--- Instructions to follow ---
Skip all pictures, then print the remaining material exactly.
□ □ □ □ □
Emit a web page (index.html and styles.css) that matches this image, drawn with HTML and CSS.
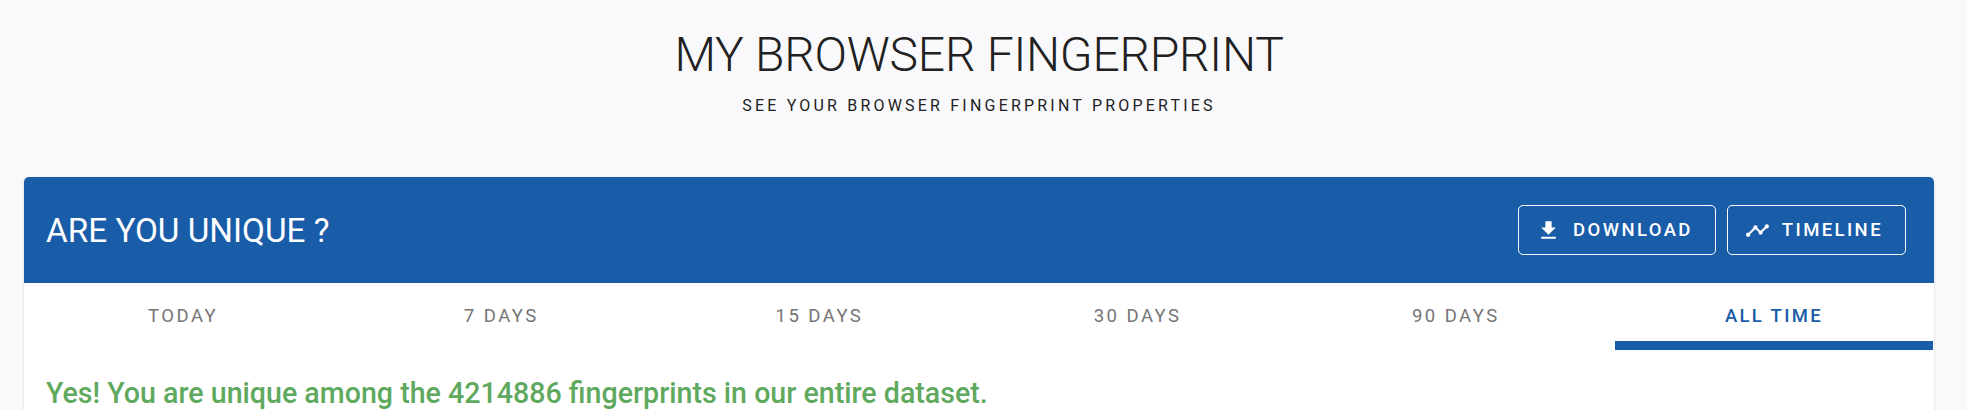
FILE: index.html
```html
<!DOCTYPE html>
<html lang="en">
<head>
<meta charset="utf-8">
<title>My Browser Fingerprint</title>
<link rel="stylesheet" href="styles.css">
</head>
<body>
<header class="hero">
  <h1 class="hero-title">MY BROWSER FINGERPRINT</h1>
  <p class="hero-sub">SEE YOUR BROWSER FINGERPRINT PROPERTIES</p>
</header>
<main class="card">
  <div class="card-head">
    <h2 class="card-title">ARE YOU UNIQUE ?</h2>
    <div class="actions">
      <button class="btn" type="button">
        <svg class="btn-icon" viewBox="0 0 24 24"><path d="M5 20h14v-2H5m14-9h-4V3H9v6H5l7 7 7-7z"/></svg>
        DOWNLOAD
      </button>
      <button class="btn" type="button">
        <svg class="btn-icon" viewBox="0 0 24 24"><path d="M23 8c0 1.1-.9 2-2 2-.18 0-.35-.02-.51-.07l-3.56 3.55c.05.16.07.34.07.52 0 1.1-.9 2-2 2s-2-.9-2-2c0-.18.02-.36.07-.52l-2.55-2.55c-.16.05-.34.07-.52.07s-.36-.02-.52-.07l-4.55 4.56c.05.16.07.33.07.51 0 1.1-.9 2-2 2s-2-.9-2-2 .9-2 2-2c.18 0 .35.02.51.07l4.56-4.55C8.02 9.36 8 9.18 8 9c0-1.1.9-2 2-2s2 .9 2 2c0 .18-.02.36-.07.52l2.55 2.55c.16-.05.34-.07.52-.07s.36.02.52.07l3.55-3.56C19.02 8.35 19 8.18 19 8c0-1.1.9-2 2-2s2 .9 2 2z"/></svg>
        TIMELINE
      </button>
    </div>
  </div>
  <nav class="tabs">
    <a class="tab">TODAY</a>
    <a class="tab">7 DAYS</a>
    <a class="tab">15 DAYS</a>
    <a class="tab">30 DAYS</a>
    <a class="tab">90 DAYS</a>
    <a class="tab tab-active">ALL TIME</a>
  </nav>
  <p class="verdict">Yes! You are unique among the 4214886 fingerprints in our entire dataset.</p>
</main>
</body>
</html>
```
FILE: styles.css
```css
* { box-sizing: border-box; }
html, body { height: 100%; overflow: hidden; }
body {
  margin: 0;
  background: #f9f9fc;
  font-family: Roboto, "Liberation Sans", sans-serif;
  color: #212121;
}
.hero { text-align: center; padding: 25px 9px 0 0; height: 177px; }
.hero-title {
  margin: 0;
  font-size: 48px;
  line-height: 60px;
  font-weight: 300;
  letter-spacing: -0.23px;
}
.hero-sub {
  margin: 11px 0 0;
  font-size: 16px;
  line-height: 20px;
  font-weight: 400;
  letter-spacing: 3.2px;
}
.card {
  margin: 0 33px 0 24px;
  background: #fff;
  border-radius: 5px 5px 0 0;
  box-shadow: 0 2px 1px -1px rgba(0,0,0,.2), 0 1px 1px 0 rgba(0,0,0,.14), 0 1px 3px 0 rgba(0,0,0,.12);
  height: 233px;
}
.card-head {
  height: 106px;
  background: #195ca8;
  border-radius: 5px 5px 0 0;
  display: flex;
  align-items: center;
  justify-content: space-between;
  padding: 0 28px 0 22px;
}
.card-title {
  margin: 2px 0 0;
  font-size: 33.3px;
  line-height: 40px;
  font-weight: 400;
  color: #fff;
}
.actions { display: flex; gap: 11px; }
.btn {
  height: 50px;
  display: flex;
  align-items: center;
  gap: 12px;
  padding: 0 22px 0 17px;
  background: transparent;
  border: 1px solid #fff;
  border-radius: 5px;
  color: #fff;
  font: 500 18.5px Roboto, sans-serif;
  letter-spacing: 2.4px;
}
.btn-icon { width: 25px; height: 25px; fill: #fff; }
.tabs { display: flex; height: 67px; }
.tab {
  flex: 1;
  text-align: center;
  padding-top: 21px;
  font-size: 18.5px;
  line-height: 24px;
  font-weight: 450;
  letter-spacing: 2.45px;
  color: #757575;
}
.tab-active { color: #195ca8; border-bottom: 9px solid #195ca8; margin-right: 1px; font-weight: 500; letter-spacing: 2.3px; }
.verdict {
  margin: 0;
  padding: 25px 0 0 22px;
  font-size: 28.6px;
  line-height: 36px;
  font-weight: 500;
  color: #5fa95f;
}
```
□ □ □ □ □
--- Written answer ---
Emit a web page (index.html and styles.css) that matches this image, drawn with HTML and CSS.
FILE: index.html
```html
<!DOCTYPE html>
<html lang="en">
<head>
<meta charset="utf-8">
<title>My Browser Fingerprint</title>
<link rel="stylesheet" href="styles.css">
</head>
<body>
<header class="hero">
  <h1 class="hero-title">MY BROWSER FINGERPRINT</h1>
  <p class="hero-sub">SEE YOUR BROWSER FINGERPRINT PROPERTIES</p>
</header>
<main class="card">
  <div class="card-head">
    <h2 class="card-title">ARE YOU UNIQUE ?</h2>
    <div class="actions">
      <button class="btn" type="button">
        <svg class="btn-icon" viewBox="0 0 24 24"><path d="M5 20h14v-2H5m14-9h-4V3H9v6H5l7 7 7-7z"/></svg>
        DOWNLOAD
      </button>
      <button class="btn" type="button">
        <svg class="btn-icon" viewBox="0 0 24 24"><path d="M23 8c0 1.1-.9 2-2 2-.18 0-.35-.02-.51-.07l-3.56 3.55c.05.16.07.34.07.52 0 1.1-.9 2-2 2s-2-.9-2-2c0-.18.02-.36.07-.52l-2.55-2.55c-.16.05-.34.07-.52.07s-.36-.02-.52-.07l-4.55 4.56c.05.16.07.33.07.51 0 1.1-.9 2-2 2s-2-.9-2-2 .9-2 2-2c.18 0 .35.02.51.07l4.56-4.55C8.02 9.36 8 9.18 8 9c0-1.1.9-2 2-2s2 .9 2 2c0 .18-.02.36-.07.52l2.55 2.55c.16-.05.34-.07.52-.07s.36.02.52.07l3.55-3.56C19.02 8.35 19 8.18 19 8c0-1.1.9-2 2-2s2 .9 2 2z"/></svg>
        TIMELINE
      </button>
    </div>
  </div>
  <nav class="tabs">
    <a class="tab">TODAY</a>
    <a class="tab">7 DAYS</a>
    <a class="tab">15 DAYS</a>
    <a class="tab">30 DAYS</a>
    <a class="tab">90 DAYS</a>
    <a class="tab tab-active">ALL TIME</a>
  </nav>
  <p class="verdict">Yes! You are unique among the 4214886 fingerprints in our entire dataset.</p>
</main>
</body>
</html>
```
FILE: styles.css
```css
* { box-sizing: border-box; }
html, body { height: 100%; overflow: hidden; }
body {
  margin: 0;
  background: #f9f9fc;
  font-family: Roboto, "Liberation Sans", sans-serif;
  color: #212121;
}
.hero { text-align: center; padding: 25px 9px 0 0; height: 177px; }
.hero-title {
  margin: 0;
  font-size: 48px;
  line-height: 60px;
  font-weight: 300;
  letter-spacing: -0.23px;
}
.hero-sub {
  margin: 11px 0 0;
  font-size: 16px;
  line-height: 20px;
  font-weight: 400;
  letter-spacing: 3.2px;
}
.card {
  margin: 0 33px 0 24px;
  background: #fff;
  border-radius: 5px 5px 0 0;
  box-shadow: 0 2px 1px -1px rgba(0,0,0,.2), 0 1px 1px 0 rgba(0,0,0,.14), 0 1px 3px 0 rgba(0,0,0,.12);
  height: 233px;
}
.card-head {
  height: 106px;
  background: #195ca8;
  border-radius: 5px 5px 0 0;
  display: flex;
  align-items: center;
  justify-content: space-between;
  padding: 0 28px 0 22px;
}
.card-title {
  margin: 2px 0 0;
  font-size: 33.3px;
  line-height: 40px;
  font-weight: 400;
  color: #fff;
}
.actions { display: flex; gap: 11px; }
.btn {
  height: 50px;
  display: flex;
  align-items: center;
  gap: 12px;
  padding: 0 22px 0 17px;
  background: transparent;
  border: 1px solid #fff;
  border-radius: 5px;
  color: #fff;
  font: 500 18.5px Roboto, sans-serif;
  letter-spacing: 2.4px;
}
.btn-icon { width: 25px; height: 25px; fill: #fff; }
.tabs { display: flex; height: 67px; }
.tab {
  flex: 1;
  text-align: center;
  padding-top: 21px;
  font-size: 18.5px;
  line-height: 24px;
  font-weight: 450;
  letter-spacing: 2.45px;
  color: #757575;
}
.tab-active { color: #195ca8; border-bottom: 9px solid #195ca8; margin-right: 1px; font-weight: 500; letter-spacing: 2.3px; }
.verdict {
  margin: 0;
  padding: 25px 0 0 22px;
  font-size: 28.6px;
  line-height: 36px;
  font-weight: 500;
  color: #5fa95f;
}
```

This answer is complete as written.